- [Given exercise] Omit the pictures and print exactly the lines of the listing below, starting at the first and ending at the line containing "const [skip, setSkip] = useState(false);".

- [Dataset content]
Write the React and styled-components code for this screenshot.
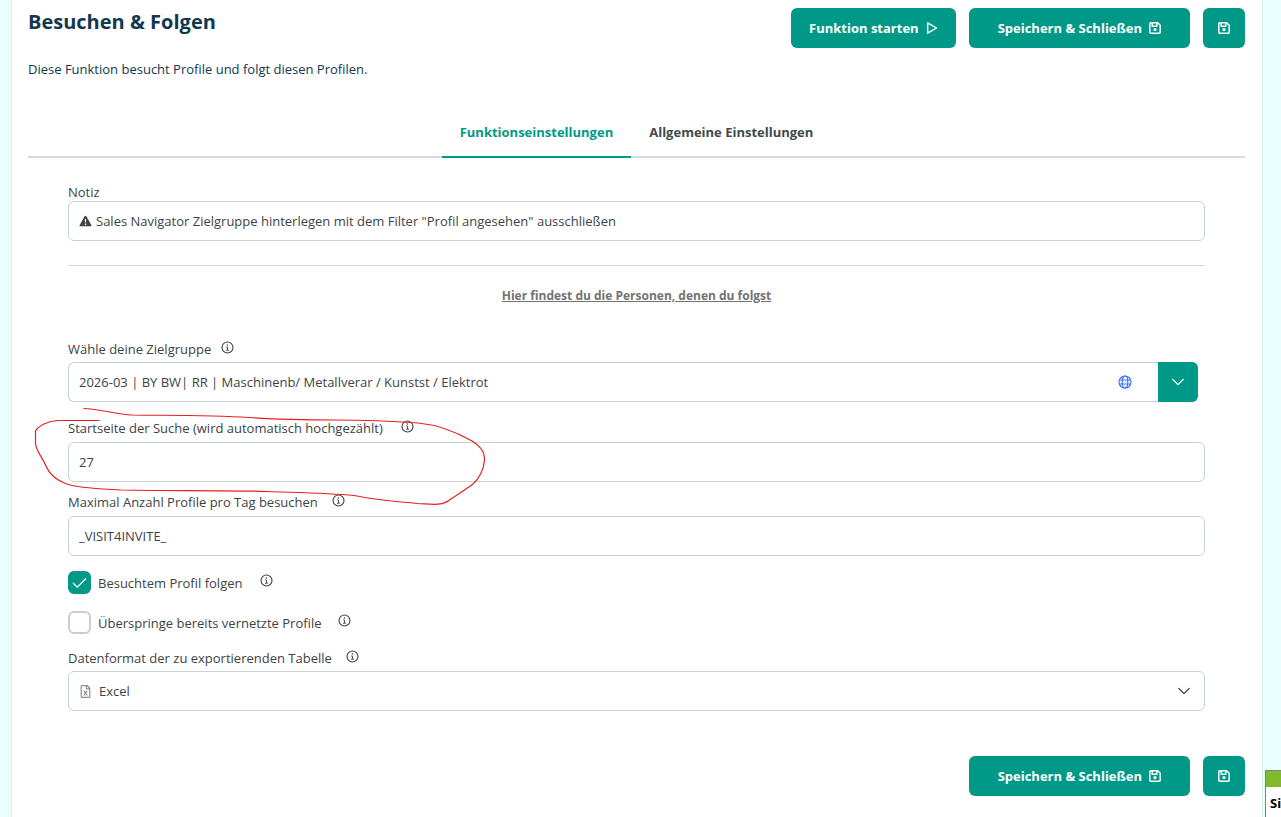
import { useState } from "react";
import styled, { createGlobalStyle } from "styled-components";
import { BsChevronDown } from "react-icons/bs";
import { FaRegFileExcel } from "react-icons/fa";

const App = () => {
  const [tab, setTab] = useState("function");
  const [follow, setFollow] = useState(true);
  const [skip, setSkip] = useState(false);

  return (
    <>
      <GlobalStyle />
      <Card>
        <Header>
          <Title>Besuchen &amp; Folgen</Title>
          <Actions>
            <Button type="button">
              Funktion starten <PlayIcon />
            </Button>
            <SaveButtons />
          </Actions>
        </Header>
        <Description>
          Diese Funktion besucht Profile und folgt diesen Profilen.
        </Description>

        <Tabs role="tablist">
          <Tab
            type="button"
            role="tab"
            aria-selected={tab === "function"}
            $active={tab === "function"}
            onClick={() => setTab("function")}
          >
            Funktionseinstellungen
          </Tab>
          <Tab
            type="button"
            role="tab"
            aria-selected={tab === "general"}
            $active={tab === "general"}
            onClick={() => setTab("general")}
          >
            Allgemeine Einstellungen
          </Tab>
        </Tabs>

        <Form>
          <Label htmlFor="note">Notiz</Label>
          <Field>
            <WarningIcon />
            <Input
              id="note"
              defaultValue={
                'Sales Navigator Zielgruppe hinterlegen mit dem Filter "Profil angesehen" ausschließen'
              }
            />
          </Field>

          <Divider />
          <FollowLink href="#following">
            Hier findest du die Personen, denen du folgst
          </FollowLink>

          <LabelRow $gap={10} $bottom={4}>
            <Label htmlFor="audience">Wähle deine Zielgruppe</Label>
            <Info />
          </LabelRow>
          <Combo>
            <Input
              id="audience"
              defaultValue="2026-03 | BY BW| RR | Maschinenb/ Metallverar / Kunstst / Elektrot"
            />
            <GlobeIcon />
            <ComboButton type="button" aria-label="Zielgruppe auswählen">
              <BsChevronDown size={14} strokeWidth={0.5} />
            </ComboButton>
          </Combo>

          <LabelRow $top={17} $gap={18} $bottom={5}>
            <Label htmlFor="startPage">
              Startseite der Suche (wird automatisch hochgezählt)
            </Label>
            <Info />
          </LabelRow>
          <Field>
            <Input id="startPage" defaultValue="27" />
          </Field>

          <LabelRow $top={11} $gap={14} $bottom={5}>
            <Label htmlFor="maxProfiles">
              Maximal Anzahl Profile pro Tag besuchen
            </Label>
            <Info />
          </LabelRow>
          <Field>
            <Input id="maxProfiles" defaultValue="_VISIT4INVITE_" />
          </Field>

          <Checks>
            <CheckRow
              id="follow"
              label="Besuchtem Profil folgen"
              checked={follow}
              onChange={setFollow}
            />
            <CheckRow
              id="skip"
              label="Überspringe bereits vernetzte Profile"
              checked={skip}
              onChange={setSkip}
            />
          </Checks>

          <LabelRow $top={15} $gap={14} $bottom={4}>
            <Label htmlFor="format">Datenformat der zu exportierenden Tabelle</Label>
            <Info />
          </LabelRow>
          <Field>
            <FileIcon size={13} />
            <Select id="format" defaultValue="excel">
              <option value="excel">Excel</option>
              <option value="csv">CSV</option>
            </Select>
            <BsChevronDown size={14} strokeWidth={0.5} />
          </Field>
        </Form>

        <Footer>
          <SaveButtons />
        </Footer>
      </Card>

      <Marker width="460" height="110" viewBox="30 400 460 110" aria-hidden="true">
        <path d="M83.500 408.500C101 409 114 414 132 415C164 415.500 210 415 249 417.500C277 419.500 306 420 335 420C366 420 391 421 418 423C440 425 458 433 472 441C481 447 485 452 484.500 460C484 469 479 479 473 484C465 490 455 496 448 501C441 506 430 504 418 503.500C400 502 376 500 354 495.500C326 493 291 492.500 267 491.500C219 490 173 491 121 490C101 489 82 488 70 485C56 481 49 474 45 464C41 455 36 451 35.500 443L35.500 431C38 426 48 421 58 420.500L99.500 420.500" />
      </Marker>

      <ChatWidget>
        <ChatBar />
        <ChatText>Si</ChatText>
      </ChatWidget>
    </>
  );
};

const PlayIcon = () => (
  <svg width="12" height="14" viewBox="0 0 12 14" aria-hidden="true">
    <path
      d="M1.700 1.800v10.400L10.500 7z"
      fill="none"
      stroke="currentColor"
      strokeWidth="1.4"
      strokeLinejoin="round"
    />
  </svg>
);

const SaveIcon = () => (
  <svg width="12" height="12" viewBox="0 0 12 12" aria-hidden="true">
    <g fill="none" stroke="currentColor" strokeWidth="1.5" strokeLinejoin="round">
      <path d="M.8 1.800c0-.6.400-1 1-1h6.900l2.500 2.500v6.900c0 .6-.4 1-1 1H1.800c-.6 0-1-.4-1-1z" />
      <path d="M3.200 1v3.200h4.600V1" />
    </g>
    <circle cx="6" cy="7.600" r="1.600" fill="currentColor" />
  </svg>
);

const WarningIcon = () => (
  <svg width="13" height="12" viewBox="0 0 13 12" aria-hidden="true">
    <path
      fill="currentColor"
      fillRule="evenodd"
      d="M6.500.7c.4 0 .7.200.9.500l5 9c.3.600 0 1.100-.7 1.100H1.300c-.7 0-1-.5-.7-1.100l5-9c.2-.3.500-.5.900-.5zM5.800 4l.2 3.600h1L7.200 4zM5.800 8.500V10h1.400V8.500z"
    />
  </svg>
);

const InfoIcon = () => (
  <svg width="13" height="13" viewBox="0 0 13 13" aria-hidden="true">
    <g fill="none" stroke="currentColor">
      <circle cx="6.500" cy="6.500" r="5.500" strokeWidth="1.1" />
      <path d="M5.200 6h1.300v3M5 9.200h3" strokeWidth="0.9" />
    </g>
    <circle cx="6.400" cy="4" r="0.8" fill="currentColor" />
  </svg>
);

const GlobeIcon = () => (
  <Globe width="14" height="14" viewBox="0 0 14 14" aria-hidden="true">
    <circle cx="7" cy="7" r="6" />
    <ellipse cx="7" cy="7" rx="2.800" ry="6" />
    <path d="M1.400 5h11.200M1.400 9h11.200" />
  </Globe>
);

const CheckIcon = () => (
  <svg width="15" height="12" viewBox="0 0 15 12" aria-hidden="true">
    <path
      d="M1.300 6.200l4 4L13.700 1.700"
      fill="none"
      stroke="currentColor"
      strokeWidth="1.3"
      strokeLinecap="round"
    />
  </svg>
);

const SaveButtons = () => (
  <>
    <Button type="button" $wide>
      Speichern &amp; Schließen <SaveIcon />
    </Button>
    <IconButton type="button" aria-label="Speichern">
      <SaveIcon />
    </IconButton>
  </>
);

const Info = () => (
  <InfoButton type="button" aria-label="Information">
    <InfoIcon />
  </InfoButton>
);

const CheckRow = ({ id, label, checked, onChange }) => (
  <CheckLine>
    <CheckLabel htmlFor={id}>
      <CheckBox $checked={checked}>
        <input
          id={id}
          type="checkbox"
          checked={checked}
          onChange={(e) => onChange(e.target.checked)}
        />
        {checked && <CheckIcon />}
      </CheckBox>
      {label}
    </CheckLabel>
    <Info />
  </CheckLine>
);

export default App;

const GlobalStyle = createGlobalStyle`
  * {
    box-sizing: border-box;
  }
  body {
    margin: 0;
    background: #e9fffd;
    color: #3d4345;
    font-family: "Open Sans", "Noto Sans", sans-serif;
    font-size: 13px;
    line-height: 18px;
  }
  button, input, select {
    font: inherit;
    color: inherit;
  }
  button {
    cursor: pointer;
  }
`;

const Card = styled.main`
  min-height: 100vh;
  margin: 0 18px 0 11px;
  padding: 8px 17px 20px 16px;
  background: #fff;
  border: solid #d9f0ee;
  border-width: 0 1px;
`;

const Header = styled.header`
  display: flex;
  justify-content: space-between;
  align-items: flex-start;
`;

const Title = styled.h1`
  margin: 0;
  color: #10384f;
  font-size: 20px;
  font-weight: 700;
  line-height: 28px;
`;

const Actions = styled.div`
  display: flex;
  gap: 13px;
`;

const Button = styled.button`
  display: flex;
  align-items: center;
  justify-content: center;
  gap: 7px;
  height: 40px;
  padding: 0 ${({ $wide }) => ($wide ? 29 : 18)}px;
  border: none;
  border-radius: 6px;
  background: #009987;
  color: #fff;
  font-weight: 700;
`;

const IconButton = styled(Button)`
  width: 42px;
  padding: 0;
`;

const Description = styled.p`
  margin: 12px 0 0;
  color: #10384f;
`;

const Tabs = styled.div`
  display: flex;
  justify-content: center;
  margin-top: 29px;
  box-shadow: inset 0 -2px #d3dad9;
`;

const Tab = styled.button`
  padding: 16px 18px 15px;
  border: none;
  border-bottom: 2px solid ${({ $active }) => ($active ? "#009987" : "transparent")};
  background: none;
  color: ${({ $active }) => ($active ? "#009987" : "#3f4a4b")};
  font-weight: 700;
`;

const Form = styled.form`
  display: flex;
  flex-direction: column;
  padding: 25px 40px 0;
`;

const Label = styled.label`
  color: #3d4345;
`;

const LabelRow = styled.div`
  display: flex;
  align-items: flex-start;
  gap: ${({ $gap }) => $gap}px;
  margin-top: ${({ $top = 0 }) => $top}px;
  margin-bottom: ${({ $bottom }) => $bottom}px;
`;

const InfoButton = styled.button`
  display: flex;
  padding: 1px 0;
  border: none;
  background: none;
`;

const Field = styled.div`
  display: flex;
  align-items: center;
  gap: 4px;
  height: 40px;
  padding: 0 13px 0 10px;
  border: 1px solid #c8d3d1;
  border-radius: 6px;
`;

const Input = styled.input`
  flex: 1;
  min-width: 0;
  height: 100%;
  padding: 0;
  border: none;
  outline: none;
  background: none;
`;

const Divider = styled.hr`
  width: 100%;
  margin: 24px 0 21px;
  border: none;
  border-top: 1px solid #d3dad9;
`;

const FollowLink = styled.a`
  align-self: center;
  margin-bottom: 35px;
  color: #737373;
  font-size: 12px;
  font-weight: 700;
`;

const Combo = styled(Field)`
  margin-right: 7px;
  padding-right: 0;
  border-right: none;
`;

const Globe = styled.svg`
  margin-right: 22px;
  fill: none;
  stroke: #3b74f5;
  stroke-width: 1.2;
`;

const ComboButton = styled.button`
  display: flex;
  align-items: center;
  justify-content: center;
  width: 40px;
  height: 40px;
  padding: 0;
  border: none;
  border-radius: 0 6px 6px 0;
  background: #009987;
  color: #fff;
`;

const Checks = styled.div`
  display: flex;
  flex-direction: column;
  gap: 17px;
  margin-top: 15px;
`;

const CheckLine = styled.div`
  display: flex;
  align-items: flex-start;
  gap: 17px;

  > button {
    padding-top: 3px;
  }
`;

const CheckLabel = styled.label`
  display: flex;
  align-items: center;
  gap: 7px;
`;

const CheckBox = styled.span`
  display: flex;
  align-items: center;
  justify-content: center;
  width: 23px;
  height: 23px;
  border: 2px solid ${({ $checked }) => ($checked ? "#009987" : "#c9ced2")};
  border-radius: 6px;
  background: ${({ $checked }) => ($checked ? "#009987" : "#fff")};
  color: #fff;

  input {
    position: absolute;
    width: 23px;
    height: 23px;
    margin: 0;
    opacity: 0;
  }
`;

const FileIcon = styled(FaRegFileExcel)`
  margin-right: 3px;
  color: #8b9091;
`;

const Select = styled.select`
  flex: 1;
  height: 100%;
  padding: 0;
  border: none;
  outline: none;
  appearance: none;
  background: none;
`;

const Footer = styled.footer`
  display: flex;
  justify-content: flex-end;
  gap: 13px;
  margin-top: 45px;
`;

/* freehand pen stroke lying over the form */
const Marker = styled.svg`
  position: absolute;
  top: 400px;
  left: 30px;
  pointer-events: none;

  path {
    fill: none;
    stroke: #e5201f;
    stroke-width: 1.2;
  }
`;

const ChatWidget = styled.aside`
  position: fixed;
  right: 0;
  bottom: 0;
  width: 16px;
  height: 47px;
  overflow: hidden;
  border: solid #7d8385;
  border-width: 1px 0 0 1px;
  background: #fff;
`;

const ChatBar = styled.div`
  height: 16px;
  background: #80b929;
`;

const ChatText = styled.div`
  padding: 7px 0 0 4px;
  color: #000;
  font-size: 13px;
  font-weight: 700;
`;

- [Expected output]
Write the React and styled-components code for this screenshot.
import { useState } from "react";
import styled, { createGlobalStyle } from "styled-components";
import { BsChevronDown } from "react-icons/bs";
import { FaRegFileExcel } from "react-icons/fa";

const App = () => {
  const [tab, setTab] = useState("function");
  const [follow, setFollow] = useState(true);
  const [skip, setSkip] = useState(false);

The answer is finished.